● Provided data
+--

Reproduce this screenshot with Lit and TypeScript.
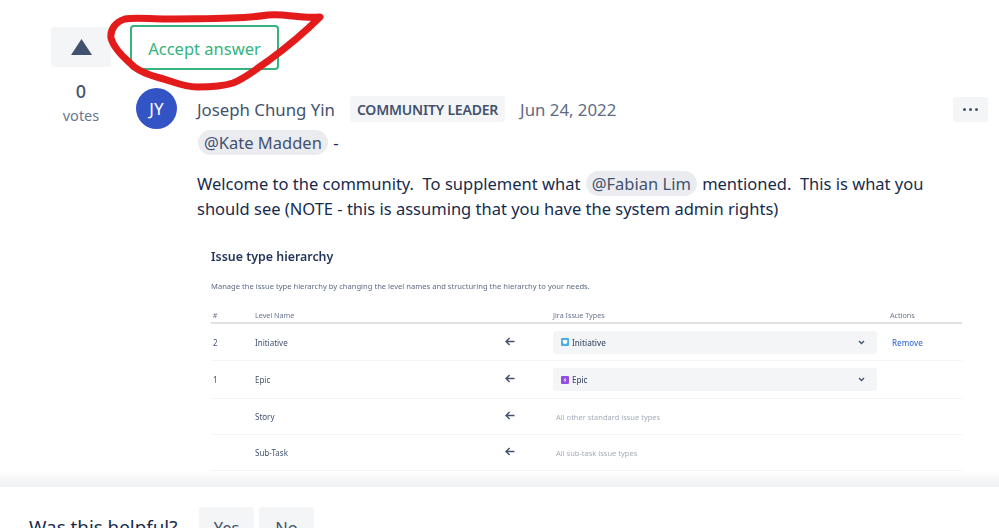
import { LitElement, html, css, svg } from "lit"
import { customElement } from "lit/decorators.js"

const arrow = svg`<svg class="arrow" width="10" height="9" viewBox="0 0 10 9"><path d="M9.5 4.5H1.2M4.6 1 1 4.5 4.6 8" fill="none" stroke="#42526e" stroke-width="1.4"/></svg>`
const chevron = svg`<svg class="chev" width="7" height="5" viewBox="0 0 7 5"><path d="M1 1l2.5 2.5L6 1" fill="none" stroke="#42526e" stroke-width="1.3"/></svg>`
const initiative = svg`<svg width="8" height="8" viewBox="0 0 8 8"><rect width="8" height="8" rx="1" fill="#4bade8"/><path d="M1.8 2h4.4v3L4 6.2 1.8 5z" fill="#fff"/></svg>`
const epic = svg`<svg width="8" height="8" viewBox="0 0 8 8"><rect width="8" height="8" rx="1" fill="#904ee2"/><path d="M4.6 1.6 2.5 4.3h1.3l-.4 2.1 2.1-2.7H4.2z" fill="#fff"/></svg>`

@customElement("app-root")
export class AppRoot extends LitElement {
  static styles = css`
    :host {
      display: block;
      position: relative;
      width: 999px;
      height: 528px;
      overflow: hidden;
      background: #fff;
      font-family: "Noto Sans", "Open Sans", sans-serif;
      color: #172b4d;
    }
    .page {
      height: 487px;
      box-sizing: border-box;
      padding: 25px 11px 0 51px;
      display: grid;
      grid-template-columns: 60px 1fr;
      column-gap: 19px;
      grid-template-rows: 44px 1fr;
      background: linear-gradient(to bottom, #fff 470px, #f0f1f2 487px);
    }
    .vote-btn {
      margin-top: 2px;
      height: 40px;
      background: #f4f5f7;
      border-radius: 3px;
      display: flex;
      align-items: center;
      justify-content: center;
    }
    .accept {
      box-sizing: border-box;
      width: 149px;
      height: 45px;
      border: 2px solid #36b37e;
      border-radius: 4px;
      color: #36b37e;
      font-size: 16.5px;
      display: flex;
      align-items: center;
      justify-content: center;
      padding-top: 2px;
    }
    .votes {
      text-align: center;
      color: #6b778c;
      font-size: 14.5px;
      padding-top: 9px;
    }
    .votes b {
      display: block;
      color: #42526e;
      font-size: 18px;
      font-weight: 500;
      line-height: 27px;
    }
    .post {
      display: grid;
      grid-template-columns: 41px 1fr;
      column-gap: 20px;
      margin-left: 6px;
      padding-top: 19px;
    }
    .avatar {
      width: 41px;
      height: 41px;
      border-radius: 50%;
      background: #3354c4;
      color: #fff;
      font-size: 17px;
      display: flex;
      align-items: center;
      justify-content: center;
    }
    .head {
      display: flex;
      align-items: center;
      height: 26px;
      margin-top: 8px;
      font-size: 16.8px;
      color: #42526e;
    }
    .badge {
      margin-left: 15px;
      background: #f4f5f7;
      border-radius: 3px;
      height: 26px;
      padding: 0 7px;
      display: flex;
      align-items: center;
      font-size: 14px;
      font-weight: 600;
      letter-spacing: -0.2px;
    }
    .date {
      margin-left: 15px;
      color: #5e6c84;
    }
    .more {
      margin-left: auto;
      width: 35px;
      height: 25px;
      border-radius: 3px;
      background: #f4f5f7;
      display: flex;
      align-items: center;
      justify-content: center;
      gap: 3px;
    }
    .more i {
      width: 3px;
      height: 3px;
      border-radius: 50%;
      background: #42526e;
    }
    .text {
      font-size: 16.5px;
      line-height: 25px;
    }
    .mention {
      display: inline-block;
      background: #ebecf0;
      color: #42526e;
      border-radius: 13px;
      padding: 0 6px;
      margin: 0 1px;
    }
    .lead {
      margin: 8px 0 0 0;
    }
    .body {
      margin: 16px 0 0 0;
      width: 760px;
    }
    figure {
      margin: 27px 0 0 14px;
      width: 751px;
      font-size: 8px;
      color: #5e6c84;
      filter: blur(0.4px);
    }
    h2 {
      margin: 0;
      font-size: 12.4px;
      line-height: 18px;
      font-weight: 600;
      color: #253858;
    }
    .sub {
      margin-top: 14px;
      font-size: 7.6px;
      line-height: 12px;
      color: #5e6c84;
    }
    .row {
      display: grid;
      grid-template-columns: 44px 1fr 44px 337px 72px;
      align-items: center;
      border-bottom: 1px solid #f4f5f7;
      height: 37px;
      box-sizing: border-box;
      color: #42526e;
    }
    .row.tall {
      height: 38px;
    }
    .row.short {
      height: 36px;
    }
    .row.top {
      height: 12px;
      margin-top: 18px;
      border-bottom: 2px solid #dfe1e6;
      color: #6b778c;
      font-size: 7.2px;
      align-items: start;
      box-sizing: content-box;
    }
    .arrow {
      margin: -2px 0 0 -4px;
    }
    .select {
      width: 324px;
      height: 23px;
      box-sizing: border-box;
      background: #f4f5f7;
      border-radius: 3px;
      padding: 0 12px 0 8px;
      display: flex;
      align-items: center;
      gap: 3px;
      font-weight: 500;
    }
    .chev {
      margin-left: auto;
    }
    .muted {
      color: #a5adba;
      padding-left: 3px;
      font-size: 7.5px;
    }
    .link {
      color: #3b73d9;
      font-weight: 500;
      padding-left: 2px;
    }
    .footer {
      display: flex;
      height: 41px;
      padding: 20px 0 0 29px;
      background: #fff;
      color: #172b4d;
      font-size: 18.8px;
    }
    .footer span {
      width: 170px;
      padding-top: 7px;
      line-height: 26px;
    }
    .footer button {
      width: 55px;
      height: 40px;
      margin-right: 5px;
      border: 0;
      border-radius: 3px;
      background: #f4f5f7;
      color: #42526e;
      font: inherit;
      font-size: 16.5px;
    }
    .scribble {
      position: absolute;
      left: 0;
      top: 0;
      pointer-events: none;
    }
  `

  render() {
    return html`
      <div class="page">
        <div class="vote-btn">
          <svg width="21" height="16" viewBox="0 0 21 16"><path d="M10.5 0 21 16H0z" fill="#42526e"/></svg>
        </div>
        <div class="accept">Accept answer</div>
        <div class="votes"><b>0</b>votes</div>
        <div class="post">
          <div class="avatar">JY</div>
          <div>
            <div class="head">
              <span>Joseph Chung Yin</span>
              <span class="badge">COMMUNITY LEADER</span>
              <span class="date">Jun 24, 2022</span>
              <span class="more"><i></i><i></i><i></i></span>
            </div>
            <div class="text lead"><span class="mention">@Kate Madden</span> -</div>
            <p class="text body">
              Welcome to the community.&nbsp; To supplement what
              <span class="mention">@Fabian Lim</span> mentioned.&nbsp; This is what you
              should see (NOTE - this is assuming that you have the system admin rights)
            </p>
            <figure>
              <h2>Issue type hierarchy</h2>
              <div class="sub">Manage the issue type hierarchy by changing the level names and structuring the hierarchy to your needs.</div>
              <div class="row top"><span>&nbsp;#</span><span>Level Name</span><span></span><span>Jira Issue Types</span><span>Actions</span></div>
              <div class="row">
                <span>&nbsp;2</span><span>Initiative</span>${arrow}
                <div class="select">${initiative}Initiative ${chevron}</div>
                <span class="link">Remove</span>
              </div>
              <div class="row tall">
                <span>&nbsp;1</span><span>Epic</span>${arrow}
                <div class="select">${epic}Epic ${chevron}</div>
                <span></span>
              </div>
              <div class="row short"><span></span><span>Story</span>${arrow}<span class="muted">All other standard issue types</span><span></span></div>
              <div class="row short"><span></span><span>Sub-Task</span>${arrow}<span class="muted">All sub-task issue types</span><span></span></div>
            </figure>
          </div>
        </div>
      </div>
      <div class="footer">
        <span>Was this helpful?</span>
        <button>Yes</button>
        <button>No</button>
      </div>
      <svg class="scribble" width="999" height="528" viewBox="0 0 999 528">
        <path
          d="M320 17C300 19 285 13 268 15C235 20 200 18 167 19C150 19 135 17 125 19C115 22 110 30 111 38C113 46 122 56 130 63C136 70 145 74 160 78C172 81 183 87 197 87C210 87 224 86 233 83C246 78 256 69 268 61C283 50 305 32 320 17Z"
          fill="none" stroke="#e31b1b" stroke-width="7" stroke-linejoin="round"/>
      </svg>
    `
  }
}
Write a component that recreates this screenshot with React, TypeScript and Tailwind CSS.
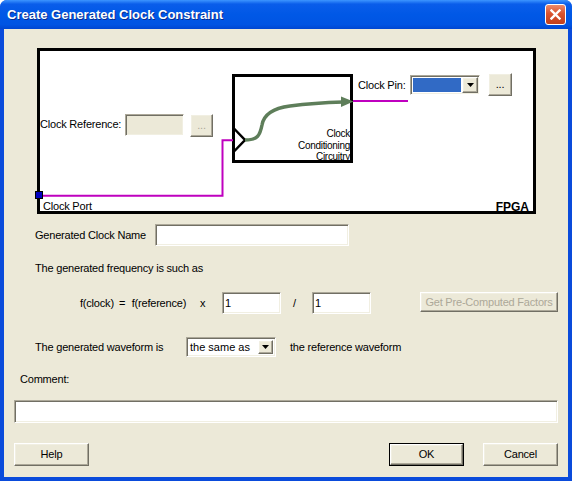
import React from 'react';

// XP-ish 3D borders
const sunken =
  'border border-t-[#ACA899] border-l-[#ACA899] border-b-white border-r-white shadow-[inset_1px_1px_0_#716F64,inset_-1px_-1px_0_#F1EFE2]';
const raised =
  'border border-t-white border-l-white border-b-[#716F64] border-r-[#716F64] shadow-[inset_-1px_-1px_0_#ACA899,inset_1px_1px_0_#F1EFE2] bg-[#ECE9D8]';

const DropArrow = () => (
  <svg width="7" height="4" viewBox="0 0 7 4">
    <polygon points="0,0 7,0 3.5,4" fill="#000" />
  </svg>
);

const Diagram = () => (
  <div className="ml-[33px] mt-[19px] w-[499px] h-[166px] border-[3px] border-black bg-white relative">
    {/* clock conditioning block */}
    <div className="absolute left-[192px] top-[23px] w-[121px] h-[89px] border-[3px] border-black">
      <div className="absolute right-0 top-[51px] text-right text-[10px] leading-[11.5px] tracking-[-0.3px]">
        Clock
        <br />
        Conditioning
        <br />
        Circuitry
      </div>
    </div>

    <svg className="absolute inset-0 overflow-visible" width="493" height="160">
      <polyline
        points="3,144.8 182.5,144.8 182.5,89.2 193,89.2"
        fill="none"
        stroke="#BF00BF"
        strokeWidth="2"
      />
      <line x1="313" y1="50" x2="368" y2="50" stroke="#BF00BF" strokeWidth="2" />
      <polyline points="193,76.5 205,89 193,101.5" fill="none" stroke="#000" strokeWidth="2.5" />
      <path
        d="M205 89 C218 89 220 84 222 74 C224 62 235 57 250 55 C265 53 285 51.5 303 51"
        fill="none"
        stroke="#5E7E5A"
        strokeWidth="3.5"
      />
      <polygon points="301,45.5 313.5,50.5 301,56" fill="#5E7E5A" />
    </svg>

    {/* clock port */}
    <div className="absolute left-[-5px] top-[140px] w-[8px] h-[8px] bg-[#0000C0] border border-black" />
    <span className="absolute left-[3px] top-[148px] leading-[14px]">Clock Port</span>

    {/* clock reference */}
    <span className="absolute left-0 top-[66px] leading-[14px]">Clock Reference:</span>
    <div className={`absolute left-[85px] top-[63px] w-[59px] h-[22px] bg-[#ECE9D8] ${sunken}`} />
    <div
      className={`absolute left-[150px] top-[63px] w-[23px] h-[23px] flex items-center justify-center text-[#ACA899] ${raised}`}
    >
      ...
    </div>

    {/* clock pin */}
    <span className="absolute left-[318px] top-[27px] leading-[14px]">Clock Pin:</span>
    <div className={`absolute left-[370px] top-[24px] w-[70px] h-[20px] bg-white p-[1px] flex ${sunken}`}>
      <div className="flex-1 m-[1px] bg-[#316AC5]" />
      <div className={`w-[16px] flex items-center justify-center ${raised}`}>
        <DropArrow />
      </div>
    </div>
    <div
      className={`absolute left-[448px] top-[22px] w-[24px] h-[23px] flex items-center justify-center ${raised}`}
    >
      ...
    </div>

    <span className="absolute right-[4px] top-[149px] text-[12px] font-bold leading-[14px] tracking-normal">
      FPGA
    </span>
  </div>
);

export default function App() {
  return (
    <div className="w-[572px] h-[481px] bg-[#0A4BDB] rounded-t-[7px] flex flex-col overflow-hidden font-['Liberation_Sans',Arial,sans-serif] text-[11px] text-black tracking-[-0.2px]">
      {/* title bar */}
      <div className="h-[29px] shrink-0 flex items-center pl-[7px] pr-[6px] bg-[linear-gradient(to_bottom,#3D95FF_0%,#0A5DEA_14%,#0058E6_50%,#0054E3_85%,#0046D1_100%)]">
        <span className="text-white font-bold text-[13px] tracking-normal [text-shadow:1px_1px_0_#0A2C8C]">
          Create Generated Clock Constraint
        </span>
        <div className="ml-auto w-[21px] h-[21px] rounded-[3px] border border-white bg-[linear-gradient(to_bottom,#EC8A6C,#D9532F_45%,#C23F1C)] flex items-center justify-center">
          <svg width="11" height="11" viewBox="0 0 11 11">
            <path d="M1.5 1.5 L9.5 9.5 M9.5 1.5 L1.5 9.5" stroke="#fff" strokeWidth="2.4" strokeLinecap="square" />
          </svg>
        </div>
      </div>

      {/* client area */}
      <div className="flex-1 mx-[4px] mb-[4px] bg-[#ECE9D8] flex flex-col">
        <Diagram />

        <div className="mt-[10px] h-[22px] flex items-center pl-[31px]">
          <span className="w-[120px]">Generated Clock Name</span>
          <div className={`w-[194px] h-[22px] bg-white ${sunken}`} />
        </div>

        <div className="mt-[15px] h-[14px] flex items-center pl-[31px]">The generated frequency is such as</div>

        <div className="mt-[17px] h-[22px] flex items-start pl-[76px]">
          <div className="w-[142px] h-[22px] flex items-center">
            <span className="w-[39px]">f(clock)</span>
            <span className="w-[12.7px]">=</span>
            <span className="w-[68.3px]">f(reference)</span>
            <span className="w-[22px]">x</span>
          </div>
          <div className={`w-[59px] h-[22px] bg-white flex items-center pl-[2px] ${sunken}`}>1</div>
          <div className="w-[31px] h-[22px] flex items-center pl-[12px]">/</div>
          <div className={`w-[59px] h-[22px] bg-white flex items-center pl-[2px] ${sunken}`}>1</div>
          <div
            className={`ml-[49px] w-[138px] h-[20px] flex items-center justify-center text-[#ACA899] ${raised}`}
          >
            Get Pre-Computed Factors
          </div>
        </div>

        <div className="mt-[23px] h-[20px] flex items-center pl-[31px]">
          <span className="w-[151px]">The generated waveform is</span>
          <div className={`w-[90px] h-[20px] bg-white p-[1px] flex ${sunken}`}>
            <span className="flex-1 flex items-center pl-[2px] tracking-normal">the same as</span>
            <div className={`w-[15px] m-[1px] ml-0 flex items-center justify-center ${raised}`}>
              <DropArrow />
            </div>
          </div>
          <span className="ml-[14px]">the reference waveform</span>
        </div>

        <div className="mt-[15px] h-[14px] flex items-center pl-[16px]">Comment:</div>

        <div className={`mt-[14px] ml-[10px] w-[544px] h-[23px] bg-white ${sunken}`} />

        <div className="mt-[20px] h-[23px] flex pl-[10px]">
          <div className={`w-[75px] h-[23px] flex items-center justify-center ${raised}`}>Help</div>
          <div className="ml-[300px] w-[75px] h-[23px] border border-black flex">
            <div className={`flex-1 flex items-center justify-center ${raised}`}>OK</div>
          </div>
          <div className={`ml-[19px] w-[75px] h-[23px] flex items-center justify-center ${raised}`}>Cancel</div>
        </div>
      </div>
    </div>
  );
}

+--

● Task instructions
Copy every line that includes the string "screenshot" from the material above.

● Result
Reproduce this screenshot with Lit and TypeScript.
Write a component that recreates this screenshot with React, TypeScript and Tailwind CSS.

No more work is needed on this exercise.